(WHAT NEEDS TO BE DONE) Only the pictures are omitted; repeat all other data exactly.

(DATA EXCERPTS)
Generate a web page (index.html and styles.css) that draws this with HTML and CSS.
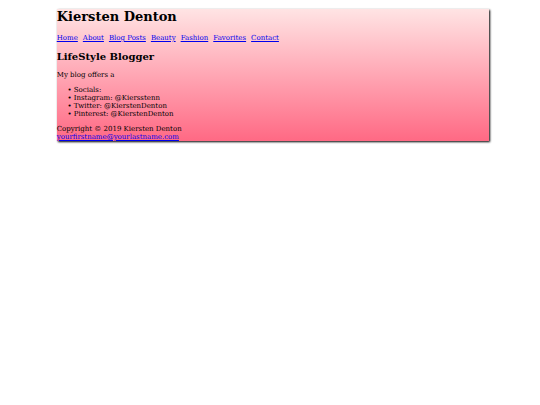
FILE: index.html
```html
<!DOCTYPE html>
<html lang="en">
<head>
  <meta charset="UTF-8">
  <meta name="viewport" content="width=device-width, initial-scale=1.0">
  <title>Kiersten Denton</title>
  <link rel="stylesheet" href="styles.css">
</head>
<body>
  <div id="wrapper">
    <header>
      <h1>Kiersten Denton</h1>
    </header>
    <nav>
      <a href="index.html">Home</a>
      <a href="about.html">About</a>
      <a href="posts.html">Blog Posts</a>
      <a href="beauty.html">Beauty</a>
      <a href="fashion.html">Fashion</a>
      <a href="favorites.html">Favorites</a>
      <a href="contact.html">Contact</a>
    </nav>
    <main>
      <h2>LifeStyle Blogger</h2>
      <p>My blog offers a</p>
      <ul>
        <li>Socials:</li>
        <li>Instagram: @Kiersstenn</li>
        <li>Twitter: @KierstenDenton</li>
        <li>Pinterest: @KierstenDenton</li>
      </ul>
    </main>
    <footer>
      Copyright &copy; 2019 Kiersten Denton<br>
      <a href="mailto:yourfirstname@yourlastname.com">yourfirstname@yourlastname.com</a>
    </footer>
  </div>
</body>
</html>
```

FILE: styles.css
```css
body {
  box-sizing: border-box;
  min-height: 100vh;
  margin: 0;
  padding: 9px 0 9px 6px;
  background-color: #fff;
  color: #000;
  font-family: "DejaVu Serif", serif;
  font-size: 7px;
  line-height: 8px;
}

#wrapper {
  width: 81%;
  margin: 0 auto;
  background-image: linear-gradient(to bottom, #ffe4e4, #ff6984);
  box-shadow: 1px 1px 2px #000;
}

h1 {
  margin: 0 0 9px;
  font-size: 13px;
  line-height: 16px;
}

nav {
  display: flex;
  gap: 5px;
}

h2 {
  margin: 8px 0;
  font-size: 10px;
  line-height: 13px;
}

p {
  margin: 0;
}

ul {
  margin: 7px 0;
  padding-left: 17px;
  list-style-type: "• ";
}

a {
  color: #0000ee;
}
```
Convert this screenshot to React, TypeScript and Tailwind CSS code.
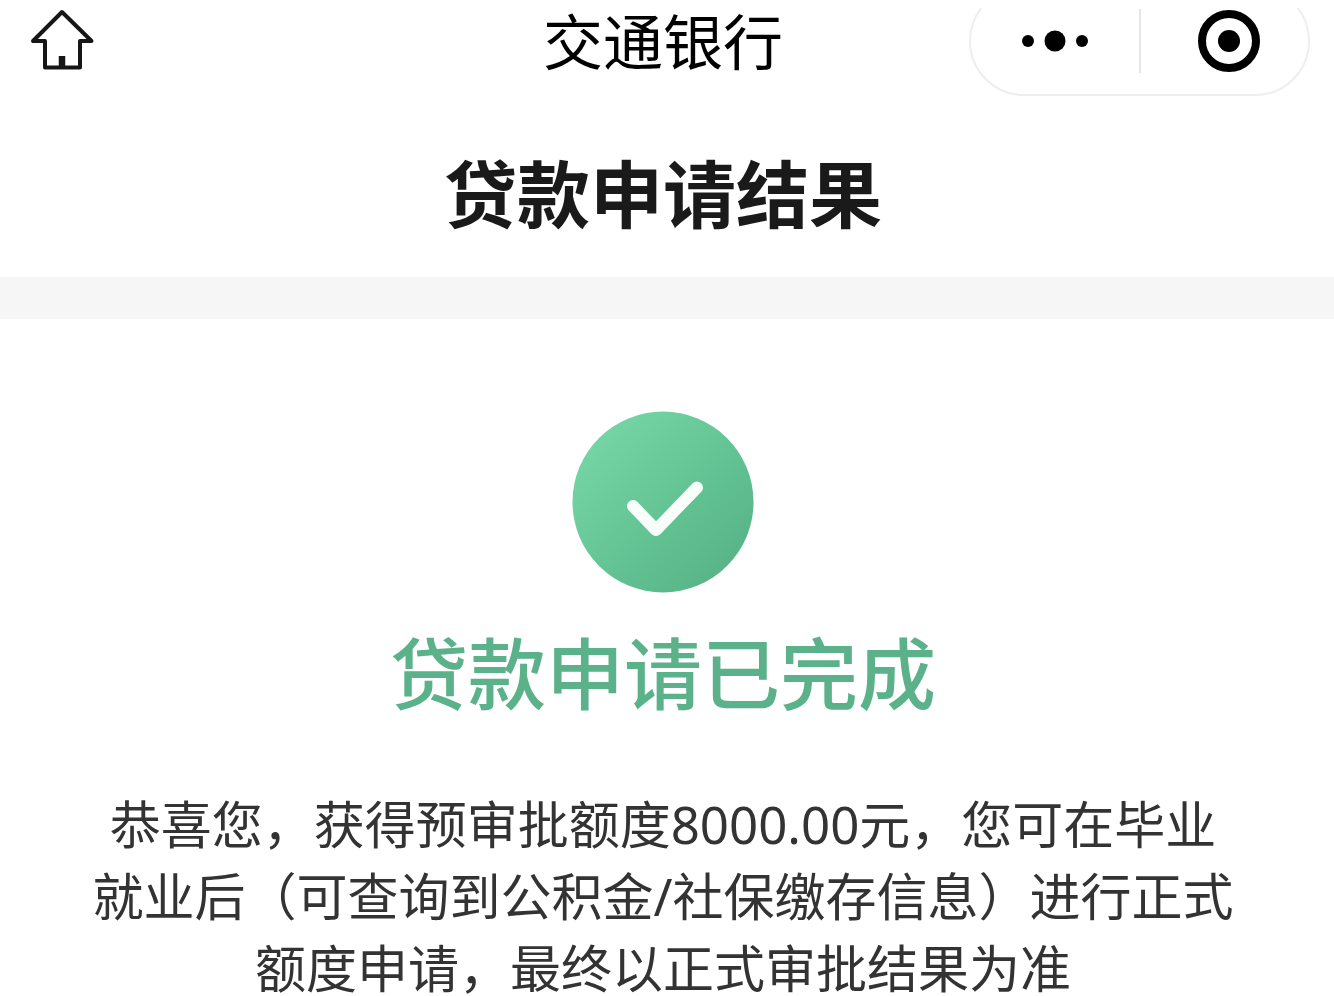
function HomeIcon() {
  return (
    <svg className="h-[66px] w-[66px]" viewBox="0 0 66 66" fill="none" stroke="#161616" strokeWidth={4} strokeLinejoin="round">
      <path d="M33 5L4 34h12v26.500h35V34h11.500z" />
      <path d="M33 49v11" strokeWidth={6.500} />
    </svg>
  )
}

function MoreIcon() {
  return (
    <svg className="h-6 w-[68px]" viewBox="0 0 68 24" fill="#000">
      <circle cx="7" cy="12" r="6" />
      <circle cx="34" cy="12" r="10.500" />
      <circle cx="61" cy="12" r="6" />
    </svg>
  )
}

function TargetIcon() {
  return (
    <svg className="h-16 w-16" viewBox="0 0 64 64">
      <circle cx="32" cy="32" r="27" fill="none" stroke="#000" strokeWidth={8} />
      <circle cx="32" cy="32" r="11" fill="#000" />
    </svg>
  )
}

function SuccessIcon() {
  return (
    <svg className="h-[182px] w-[182px]" viewBox="0 0 182 182" fill="none">
      <defs>
        <linearGradient id="success" x1="0.1" y1="0.15" x2="0.85" y2="0.9">
          <stop offset="0" stopColor="#75d5a5" />
          <stop offset="0.5" stopColor="#65c595" />
          <stop offset="1" stopColor="#57b488" />
        </linearGradient>
      </defs>
      <circle cx="91" cy="91" r="90.500" fill="url(#success)" />
      <path d="M61 95l23 24 41-42.500" stroke="#f8fffb" strokeWidth={12} strokeLinecap="round" strokeLinejoin="round" />
    </svg>
  )
}

export default function App() {
  return (
    <div className="min-h-screen bg-white font-['Noto_Sans','Noto_Sans_CJK_SC',sans-serif]" lang="zh-CN">
      {/* Nav bar */}
      <header className="grid grid-cols-[1fr_auto_1fr] pt-2 pr-6 pl-4">
        <button type="button" aria-label="首页" className="flex h-16 w-[92px] items-center justify-center">
          <HomeIcon />
        </button>
        <div className="text-[60px] leading-[68px] text-black">交通银行</div>
        <div className="flex h-[88px] items-end justify-end overflow-hidden">
          <div className="flex h-[110px] w-[341px] shrink-0 items-center rounded-full border-2 border-[#eeeeee]">
            <button type="button" aria-label="更多" className="flex w-[168px] shrink-0 items-center justify-center">
              <MoreIcon />
            </button>
            <div className="h-16 w-[2px] bg-[#e6e6e6]" />
            <button type="button" aria-label="关闭" className="flex flex-1 items-center justify-center pl-2">
              <TargetIcon />
            </button>
          </div>
        </div>
      </header>

      <h1 className="pt-12 pr-2 pb-[33px] text-center text-[73px] leading-[100px] font-bold text-[#1a1a1a]">贷款申请结果</h1>
      <div className="h-[42px] bg-[#f6f6f6]" />

      {/* Result */}
      <main className="flex flex-col items-center pt-[92px] pr-[98px] pl-[90px] text-center">
        <SuccessIcon />
        <h2 className="mt-8 text-[78px] leading-[99px] font-medium text-[#5bb18a]">贷款申请已完成</h2>
        <p className="mt-16 text-[51px] leading-[72px] text-[#333333]">
          恭喜您，获得预审批额度8000.00元，您可在毕业就业后（可查询到公积金/社保缴存信息）进行正式额度申请，最终以正式审批结果为准
        </p>
      </main>
    </div>
  )
}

(REPLY)
Generate a web page (index.html and styles.css) that draws this with HTML and CSS.
FILE: index.html
```html
<!DOCTYPE html>
<html lang="en">
<head>
  <meta charset="UTF-8">
  <meta name="viewport" content="width=device-width, initial-scale=1.0">
  <title>Kiersten Denton</title>
  <link rel="stylesheet" href="styles.css">
</head>
<body>
  <div id="wrapper">
    <header>
      <h1>Kiersten Denton</h1>
    </header>
    <nav>
      <a href="index.html">Home</a>
      <a href="about.html">About</a>
      <a href="posts.html">Blog Posts</a>
      <a href="beauty.html">Beauty</a>
      <a href="fashion.html">Fashion</a>
      <a href="favorites.html">Favorites</a>
      <a href="contact.html">Contact</a>
    </nav>
    <main>
      <h2>LifeStyle Blogger</h2>
      <p>My blog offers a</p>
      <ul>
        <li>Socials:</li>
        <li>Instagram: @Kiersstenn</li>
        <li>Twitter: @KierstenDenton</li>
        <li>Pinterest: @KierstenDenton</li>
      </ul>
    </main>
    <footer>
      Copyright &copy; 2019 Kiersten Denton<br>
      <a href="mailto:yourfirstname@yourlastname.com">yourfirstname@yourlastname.com</a>
    </footer>
  </div>
</body>
</html>
```

FILE: styles.css
```css
body {
  box-sizing: border-box;
  min-height: 100vh;
  margin: 0;
  padding: 9px 0 9px 6px;
  background-color: #fff;
  color: #000;
  font-family: "DejaVu Serif", serif;
  font-size: 7px;
  line-height: 8px;
}

#wrapper {
  width: 81%;
  margin: 0 auto;
  background-image: linear-gradient(to bottom, #ffe4e4, #ff6984);
  box-shadow: 1px 1px 2px #000;
}

h1 {
  margin: 0 0 9px;
  font-size: 13px;
  line-height: 16px;
}

nav {
  display: flex;
  gap: 5px;
}

h2 {
  margin: 8px 0;
  font-size: 10px;
  line-height: 13px;
}

p {
  margin: 0;
}

ul {
  margin: 7px 0;
  padding-left: 17px;
  list-style-type: "• ";
}

a {
  color: #0000ee;
}
```
Convert this screenshot to React, TypeScript and Tailwind CSS code.
function HomeIcon() {
  return (
    <svg className="h-[66px] w-[66px]" viewBox="0 0 66 66" fill="none" stroke="#161616" strokeWidth={4} strokeLinejoin="round">
      <path d="M33 5L4 34h12v26.500h35V34h11.500z" />
      <path d="M33 49v11" strokeWidth={6.500} />
    </svg>
  )
}

function MoreIcon() {
  return (
    <svg className="h-6 w-[68px]" viewBox="0 0 68 24" fill="#000">
      <circle cx="7" cy="12" r="6" />
      <circle cx="34" cy="12" r="10.500" />
      <circle cx="61" cy="12" r="6" />
    </svg>
  )
}

function TargetIcon() {
  return (
    <svg className="h-16 w-16" viewBox="0 0 64 64">
      <circle cx="32" cy="32" r="27" fill="none" stroke="#000" strokeWidth={8} />
      <circle cx="32" cy="32" r="11" fill="#000" />
    </svg>
  )
}

function SuccessIcon() {
  return (
    <svg className="h-[182px] w-[182px]" viewBox="0 0 182 182" fill="none">
      <defs>
        <linearGradient id="success" x1="0.1" y1="0.15" x2="0.85" y2="0.9">
          <stop offset="0" stopColor="#75d5a5" />
          <stop offset="0.5" stopColor="#65c595" />
          <stop offset="1" stopColor="#57b488" />
        </linearGradient>
      </defs>
      <circle cx="91" cy="91" r="90.500" fill="url(#success)" />
      <path d="M61 95l23 24 41-42.500" stroke="#f8fffb" strokeWidth={12} strokeLinecap="round" strokeLinejoin="round" />
    </svg>
  )
}

export default function App() {
  return (
    <div className="min-h-screen bg-white font-['Noto_Sans','Noto_Sans_CJK_SC',sans-serif]" lang="zh-CN">
      {/* Nav bar */}
      <header className="grid grid-cols-[1fr_auto_1fr] pt-2 pr-6 pl-4">
        <button type="button" aria-label="首页" className="flex h-16 w-[92px] items-center justify-center">
          <HomeIcon />
        </button>
        <div className="text-[60px] leading-[68px] text-black">交通银行</div>
        <div className="flex h-[88px] items-end justify-end overflow-hidden">
          <div className="flex h-[110px] w-[341px] shrink-0 items-center rounded-full border-2 border-[#eeeeee]">
            <button type="button" aria-label="更多" className="flex w-[168px] shrink-0 items-center justify-center">
              <MoreIcon />
            </button>
            <div className="h-16 w-[2px] bg-[#e6e6e6]" />
            <button type="button" aria-label="关闭" className="flex flex-1 items-center justify-center pl-2">
              <TargetIcon />
            </button>
          </div>
        </div>
      </header>

      <h1 className="pt-12 pr-2 pb-[33px] text-center text-[73px] leading-[100px] font-bold text-[#1a1a1a]">贷款申请结果</h1>
      <div className="h-[42px] bg-[#f6f6f6]" />

      {/* Result */}
      <main className="flex flex-col items-center pt-[92px] pr-[98px] pl-[90px] text-center">
        <SuccessIcon />
        <h2 className="mt-8 text-[78px] leading-[99px] font-medium text-[#5bb18a]">贷款申请已完成</h2>
        <p className="mt-16 text-[51px] leading-[72px] text-[#333333]">
          恭喜您，获得预审批额度8000.00元，您可在毕业就业后（可查询到公积金/社保缴存信息）进行正式额度申请，最终以正式审批结果为准
        </p>
      </main>
    </div>
  )
}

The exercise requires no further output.